In the Vancouver area, an increasing number of sellers took advantage of favourable market conditions in May. New listings jumped by 15 per cent month-over-month (seasonally adjusted), the largest increase since January. 

This influx led to further growth in resale transactions, extending the upward trend for four consecutive months. However, despite the rise in new listings, demand-supply conditions remain tight, and prices continue to climb. 

Vancouver’s MLS HPI increased by 1.3 per cent over April, but the report suggests that poor affordability will likely limit the speed of price appreciation moving forward.

 

 

Calgary’s housing market saw a significant increase in new listings, soaring by 27 per cent month-over-month (seasonally adjusted).
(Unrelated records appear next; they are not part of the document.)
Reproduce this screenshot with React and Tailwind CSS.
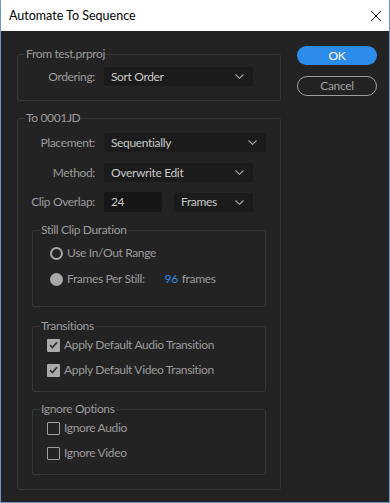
import React from "react";

const font = { fontFamily: "Lato, 'Noto Sans', sans-serif" };

function Chevron() {
  return (
    <svg width="9" height="5" viewBox="0 0 9 5" className="shrink-0">
      <path d="M0.5 0.5 L4.5 4.3 L8.5 0.5" fill="none" stroke="#a6a6a6" strokeWidth="1.1" />
    </svg>
  );
}

function Select({ value, width }) {
  return (
    <div className={`${width} h-[19px] bg-[#1b1b1b] rounded-[2px] flex items-center justify-between pl-[7px] pr-[9px] text-[#c8c8c8]`}>
      <span>{value}</span>
      <Chevron />
    </div>
  );
}

function Row({ label, children, className = "" }) {
  return (
    <div className={`flex items-center ${className}`}>
      <span className="w-[78px] text-right text-[#9b9b9b] pr-[1px]">{label}</span>
      <div className="ml-[8px] flex items-center">{children}</div>
    </div>
  );
}

function Group({ title, className = "", children }) {
  return (
    <fieldset className={`border border-[#363636] rounded-[2px] ${className}`}>
      <legend className="ml-[7px] px-[1px] leading-[16px] text-[#9b9b9b]">{title}</legend>
      {children}
    </fieldset>
  );
}

function Check({ checked, label, className = "" }) {
  return (
    <div className={`flex items-center h-[16px] ${className}`}>
      {checked ? (
        <span className="w-[13px] h-[13px] rounded-[1px] bg-[#a9a9a9] flex items-center justify-center">
          <svg width="9" height="8" viewBox="0 0 9 8">
            <path d="M1 4.2 L3.4 6.5 L8 1.2" fill="none" stroke="#2e2e2e" strokeWidth="1.6" />
          </svg>
        </span>
      ) : (
        <span className="w-[13px] h-[13px] rounded-[1px] border-[1.5px] border-[#a0a0a0]" />
      )}
      <span className="ml-[4px] text-[#9b9b9b]">{label}</span>
    </div>
  );
}

export default function App() {
  return (
    <div className="w-[390px] h-[503px] flex flex-col border-x border-b border-[#6d95c6] text-[12px] leading-[16px] tracking-[-0.35px]" style={font}>
      {/* Title bar */}
      <div className="h-[31px] bg-white flex items-center justify-between pl-[8px] pr-[7px] shrink-0">
        <span className="text-black text-[12.5px] tracking-normal">Automate To Sequence</span>
        <svg width="12" height="12" viewBox="0 0 12 12">
          <path d="M1 1 L11 11 M11 1 L1 11" stroke="#111" strokeWidth="1" />
        </svg>
      </div>

      {/* Body */}
      <div className="flex-1 bg-[#232323] flex pl-[16px] pt-[14px]">
        <div className="w-[264px] flex flex-col">
          <Group title="From test.prproj" className="mt-[1px] pt-[5px] pb-[14px]">
            <Row label="Ordering:">
              <Select value="Sort Order" width="w-[149px]" />
            </Row>
          </Group>

          <Group title="To 0001JD" className="mt-[9px] pt-[7px] pb-[14px]">
            <Row label="Placement:">
              <Select value="Sequentially" width="w-[162px]" />
            </Row>
            <Row label="Method:" className="mt-[11px]">
              <Select value="Overwrite Edit" width="w-[149px]" />
            </Row>
            <Row label="Clip Overlap:" className="mt-[10px]">
              <div className="w-[58px] h-[20px] bg-[#161616] rounded-[2px] flex items-center pl-[7px] text-[#c8c8c8]">24</div>
              <div className="ml-[12px]">
                <Select value="Frames" width="w-[79px]" />
              </div>
            </Row>

            <div className="mx-[14px] mt-[10px] flex flex-col">
              <Group title="Still Clip Duration" className="pt-[7px] pb-[19px]">
                <div className="pl-[17px]">
                  <div className="flex items-center h-[16px]">
                    <span className="w-[13px] h-[13px] rounded-full border-2 border-[#a8a8a8]" />
                    <span className="ml-[4px] text-[#9b9b9b]">Use In/Out Range</span>
                  </div>
                  <div className="flex items-center h-[16px] mt-[10px]">
                    <span className="w-[13px] h-[13px] rounded-full bg-[#a8a8a8]" />
                    <span className="ml-[4px] text-[#9b9b9b]">Frames Per Still:</span>
                    <span className="ml-[20px] text-[#2d8ceb]">96</span>
                    <span className="ml-[4px] text-[#9b9b9b]">frames</span>
                  </div>
                </div>
              </Group>

              <Group title="Transitions" className="mt-[11px] pt-[3px] pb-[13px]">
                <div className="pl-[14px]">
                  <Check checked label="Apply Default Audio Transition" />
                  <Check checked label="Apply Default Video Transition" className="mt-[9px]" />
                </div>
              </Group>

              <Group title="Ignore Options" className="mt-[9px] pt-[3px] pb-[13px]">
                <div className="pl-[14px]">
                  <Check label="Ignore Audio" />
                  <Check label="Ignore Video" className="mt-[9px]" />
                </div>
              </Group>
            </div>
          </Group>
        </div>

        {/* Buttons */}
        <div className="ml-[16px] pt-[1px] flex flex-col">
          <div className="w-[80px] h-[19px] rounded-full bg-[#2d8ceb] text-white flex items-center justify-center">OK</div>
          <div className="w-[80px] h-[20px] mt-[11px] rounded-full border-[1.5px] border-[#9e9e9e] text-[#a0a0a0] flex items-center justify-center">Cancel</div>
        </div>
      </div>
    </div>
  );
}
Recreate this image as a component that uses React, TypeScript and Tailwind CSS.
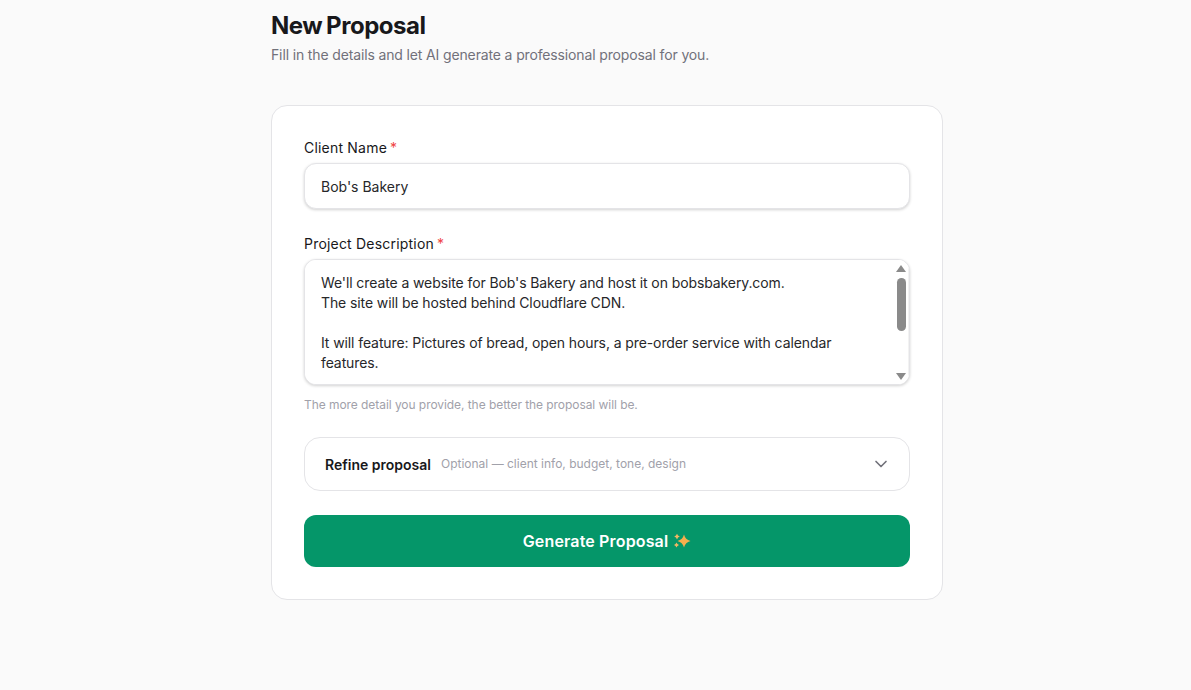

This jump provided some relief to the tight demand-supply conditions, resulting in a 6.0 per cent rise in home resales.

However, Hogue says it’s important to note that the increase in new listings followed sharp declines earlier this year from historically low levels. As a result, the relief was only modest, and the demand-supply imbalance persists. 

Calgary’s MLS HPI continued to rise at a “sustained pace,” with a 1.0 per cent month-on-month increase. The report anticipates this trend to continue in the near term.

 

 

Interest rate hikes

 

Hogue expects “higher prices will play their role as a stabilizer for the market: cooling demand and pulling in more supply.”

Adding to affordability concerns, the Bank of Canada (BoC) raised its key interest rate to 4.75 per cent — the highest level in 22 years. 

But according to John Pasalis, president and broker of Realosophy, the 25 basis point rate hike is not expected to directly impact the housing market since most buyers are not currently obtaining variable-rate mortgages. 

In a social media post, Pasalis suggests that the rate hike will have implications for fixed rates and market sentiment in the future. Fixed rates have already been increasing in recent weeks, and the current trends in the bond market indicate that they are likely to rise even further. 

Higher fixed rates can make it more challenging for buyers to afford homes at current prices and rates. Moreover, the possibility of another increase in rates could shift market sentiment. 

Pasalis explains the belief that the BoC was finished with rate hikes was one factor motivating buyers earlier this year, but the increased likelihood of further rate increases and higher rates persisting for a longer duration may dampen the “FOMO” that has been observed in the market during the first half of the year.